Data extract -
—————
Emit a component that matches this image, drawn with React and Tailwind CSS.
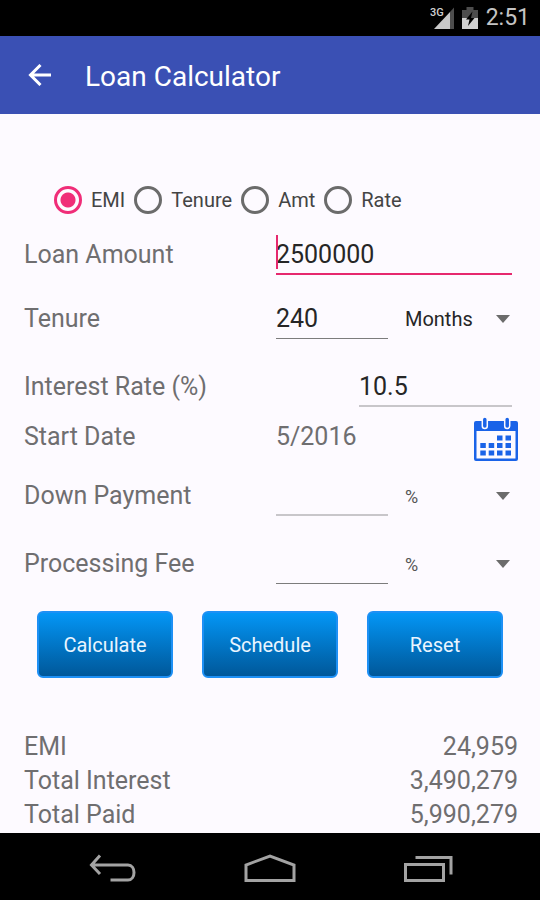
import { useState } from 'react';

// ── Helpers ──────────────────────────────────────────────────────────────────
const calculate = ({ amount, tenure, rate }) => {
  const months = Number(tenure);
  const r = Number(rate) / 1200;
  const growth = Math.pow(1 + r, months);
  const emi = (Number(amount) * r * growth) / (growth - 1) || 0;
  const paid = emi * months;
  return { emi, interest: Math.max(paid - Number(amount), 0), paid };
};

const format = (n) => Math.floor(n).toLocaleString('en-US');

const INITIAL = { amount: '2500000', tenure: '240', rate: '10.5', down: '', fee: '' };
const EMPTY = { amount: '', tenure: '', rate: '', down: '', fee: '' };
const MODES = ['EMI', 'Tenure', 'Amt', 'Rate'];

// ── Icons ────────────────────────────────────────────────────────────────────
const BackArrow = () => (
  <svg viewBox="0 0 24 22" className="w-6 h-[22px]" fill="none" stroke="currentColor" strokeWidth="3">
    <path d="M23 11H3M12.500 1L2.500 11l10 10" />
  </svg>
);

const SignalIcon = () => (
  <svg viewBox="0 0 24 22" className="w-6 h-[22px]">
    <path d="M4 22L20 5v17z" fill="#c9c9c9" />
    <path d="M20 5L24 0.500V22H20z" fill="#4d4d4d" />
    <path d="M0 0h14v8l-4 4H0z" fill="#000" />
    <text x="0" y="9" fontSize="11" fontWeight="500" fontFamily="Roboto, sans-serif" fill="#d0d0d0">3G</text>
  </svg>
);

const BatteryIcon = () => (
  <svg viewBox="0 0 16 22" className="w-4 h-[22px]">
    <path d="M4.500 0h7v3H16v8H0V3h4.500z" fill="#4d4d4d" />
    <path d="M0 11h16v11H0z" fill="#d0d0d0" />
    <path d="M10.500 4.500L4 12.500h3.500L6 19l6.500-8H9z" fill="#000" />
  </svg>
);

const CalendarIcon = () => (
  <svg viewBox="0 0 44 44" className="w-11 h-11" fill="#1a63e8">
    <path fillRule="evenodd" d="M2 4h40a2 2 0 0 1 2 2v36a2 2 0 0 1-2 2H2a2 2 0 0 1-2-2V6a2 2 0 0 1 2-2zM2.500 14v27.500h39V14z" />
    {[10.8, 33.2].map((x) => (
      <rect key={x} x={x - 2.5} y="0" width="5" height="11.500" rx="2.500" stroke="#fdfaff" strokeWidth="1.500" />
    ))}
    <path d="M23 18.500h5.500v5H23zM31.500 18.500H37v5h-5.500z" />
    <path d="M6.300 26h5.500v5H6.300zM14.700 26h5.500v5h-5.500zM23 26h5.500v5H23zM31.500 26H37v5h-5.500z" />
    <path d="M6.300 33.500h5.500v5H6.300zM14.700 33.500h5.500v5h-5.500zM23 33.500h5.500v5H23zM31.500 33.500H37v5h-5.500z" />
  </svg>
);

// ── Form parts ───────────────────────────────────────────────────────────────
const Row = ({ label, htmlFor, className = 'h-16', children }) => (
  <div className={`flex items-center ${className}`}>
    <label htmlFor={htmlFor} className="w-[51%] shrink-0">{label}</label>
    <div className="flex flex-1 min-w-0 items-center">{children}</div>
  </div>
);

const Field = ({ id, value, onChange, className }) => (
  <input
    id={id}
    type="text"
    inputMode="decimal"
    value={value}
    onChange={(e) => onChange(id, e.target.value)}
    className={`h-10 min-w-0 bg-transparent text-[#262626] outline-none ${className}`}
  />
);

const Spinner = ({ label, options, className }) => (
  <div className="relative flex-1 ml-[17px] mr-1.5">
    <select aria-label={label} className={`w-full h-10 appearance-none bg-transparent outline-none ${className}`}>
      {options.map((o) => <option key={o}>{o}</option>)}
    </select>
    <svg viewBox="0 0 14 8" className="absolute right-0.5 top-4 w-3.5 h-2 pointer-events-none" fill="#6b6b6b">
      <path d="M0 0h14L7 8z" />
    </svg>
  </div>
);

const Action = ({ children, onClick }) => (
  <button
    type="button"
    onClick={onClick}
    className="h-[67px] rounded-md border-2 border-[#1e90f5] bg-linear-to-b from-[#0496f6] to-[#00589a] text-xl text-[#eaf5ff]"
  >
    {children}
  </button>
);

// ── App ──────────────────────────────────────────────────────────────────────
const App = () => {
  const [mode, setMode] = useState('EMI');
  const [form, setForm] = useState(INITIAL);
  const [result, setResult] = useState(calculate(INITIAL));

  const update = (key, value) => setForm({ ...form, [key]: value });
  const reset = () => {
    setForm(EMPTY);
    setResult(calculate(EMPTY));
  };

  return (
    <div className="min-h-screen flex flex-col bg-[#fdfaff] font-['Roboto',sans-serif]">
      {/* Status bar */}
      <div className="h-9 px-2.5 flex items-center justify-end gap-2 bg-black text-[#c4c4c4]">
        <SignalIcon />
        <BatteryIcon />
        <span className="text-[23px]">2:51</span>
      </div>

      <header className="h-[78px] px-7 flex items-center gap-[33px] bg-[#3a50b4] text-white">
        <button type="button" aria-label="Back"><BackArrow /></button>
        <h1 className="text-[28px] pt-1">Loan Calculator</h1>
      </header>

      <main className="flex-1 pt-[62px] pl-6 pr-[22px] text-[25px] text-[#6f6e70]">
        <div role="radiogroup" aria-label="Calculate" className="h-[47px] pl-[30px] flex items-center gap-[9px]">
          {MODES.map((m) => (
            <label key={m} className="flex items-center gap-[9px] text-xl text-[#444444]">
              <input
                type="radio"
                name="mode"
                checked={mode === m}
                onChange={() => setMode(m)}
                className="w-7 h-7 appearance-none rounded-full border-3 border-[#6b6b6b] checked:border-[#f02d78] checked:bg-[radial-gradient(circle,#f02d78_7px,transparent_8px)]"
              />
              {m}
            </label>
          ))}
        </div>

        <Row label="Loan Amount" htmlFor="amount">
          <div className="relative flex flex-1 mr-1.5">
            <Field id="amount" value={form.amount} onChange={update} className="w-full border-b-2 border-[#e6286e]" />
            {/* text cursor */}
            <span className="absolute left-0 top-0 w-0.5 h-[34px] bg-[#e6286e]" />
          </div>
        </Row>

        <Row label="Tenure" htmlFor="tenure">
          <Field id="tenure" value={form.tenure} onChange={update} className="w-28 border-b border-[#7c7c7c]" />
          <Spinner label="Tenure unit" options={['Months', 'Years']} className="text-xl text-[#262626]" />
        </Row>

        <Row label="Interest Rate (%)" htmlFor="rate" className="h-16 mt-1">
          <Field id="rate" value={form.rate} onChange={update} className="w-[153px] ml-auto mr-1.5 border-b-2 border-[#c8c6ca]" />
        </Row>

        <Row label="Start Date" htmlFor="date" className="h-9">
          <span>5/2016</span>
          <button id="date" type="button" aria-label="Pick start date" className="ml-auto -my-2 pt-1">
            <CalendarIcon />
          </button>
        </Row>

        <Row label="Down Payment" htmlFor="down" className="h-16 mt-[9px]">
          <Field id="down" value={form.down} onChange={update} className="w-28 border-b-2 border-[#c8c6ca]" />
          <Spinner label="Down payment unit" options={['%', 'Amt']} className="text-lg text-[#555555]" />
        </Row>

        <Row label="Processing Fee" htmlFor="fee" className="h-16 mt-1">
          <Field id="fee" value={form.fee} onChange={update} className="w-28 border-b border-[#7c7c7c]" />
          <Spinner label="Processing fee unit" options={['%', 'Amt']} className="text-lg text-[#555555]" />
        </Row>

        <div className="mt-[15px] pl-[13px] pr-[15px] grid grid-cols-3 gap-[29px]">
          <Action onClick={() => setResult(calculate(form))}>Calculate</Action>
          <Action>Schedule</Action>
          <Action onClick={reset}>Reset</Action>
        </div>

        <dl className="mt-[52px] grid grid-cols-[1fr_auto] leading-[34px]">
          <dt>EMI</dt>
          <dd className="text-right">{format(result.emi)}</dd>
          <dt>Total Interest</dt>
          <dd className="text-right">{format(result.interest)}</dd>
          <dt>Total Paid</dt>
          <dd className="text-right">{format(result.paid)}</dd>
        </dl>
      </main>

      {/* System navigation */}
      <nav className="h-[67px] pt-1 px-[86px] flex items-center justify-between bg-black text-[#a3a3a3]">
        <button type="button" aria-label="Back">
          <svg viewBox="0 0 52 30" className="w-[52px] h-[30px]" fill="none" stroke="currentColor" strokeWidth="3">
            <path d="M14 1.500L5.500 11l8.500 9M5.500 11H42c8 0 8 15 0 15H24.500" />
          </svg>
        </button>
        <button type="button" aria-label="Home">
          <svg viewBox="0 0 52 30" className="w-[52px] h-[30px]" fill="none" stroke="currentColor" strokeWidth="3">
            <path d="M2 26.500V11L26 2l24 9v15.500z" />
          </svg>
        </button>
        <button type="button" aria-label="Recent apps">
          <svg viewBox="0 0 52 30" className="w-[52px] h-[30px]" fill="none" stroke="currentColor" strokeWidth="3">
            <path d="M3.500 10.500h38v16h-38zM13.500 3.500h35.500v17" />
          </svg>
        </button>
      </nav>
    </div>
  );
};

export default App;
—————
Problem to solve - The lines from the top of the data above through the one holding "const MODES = ['EMI', 'Tenure', 'Amt', 'Rate'];" are to be repeated exactly, and only those, with no pictures.

Expected answer -
Emit a component that matches this image, drawn with React and Tailwind CSS.
import { useState } from 'react';

// ── Helpers ──────────────────────────────────────────────────────────────────
const calculate = ({ amount, tenure, rate }) => {
  const months = Number(tenure);
  const r = Number(rate) / 1200;
  const growth = Math.pow(1 + r, months);
  const emi = (Number(amount) * r * growth) / (growth - 1) || 0;
  const paid = emi * months;
  return { emi, interest: Math.max(paid - Number(amount), 0), paid };
};

const format = (n) => Math.floor(n).toLocaleString('en-US');

const INITIAL = { amount: '2500000', tenure: '240', rate: '10.5', down: '', fee: '' };
const EMPTY = { amount: '', tenure: '', rate: '', down: '', fee: '' };
const MODES = ['EMI', 'Tenure', 'Amt', 'Rate'];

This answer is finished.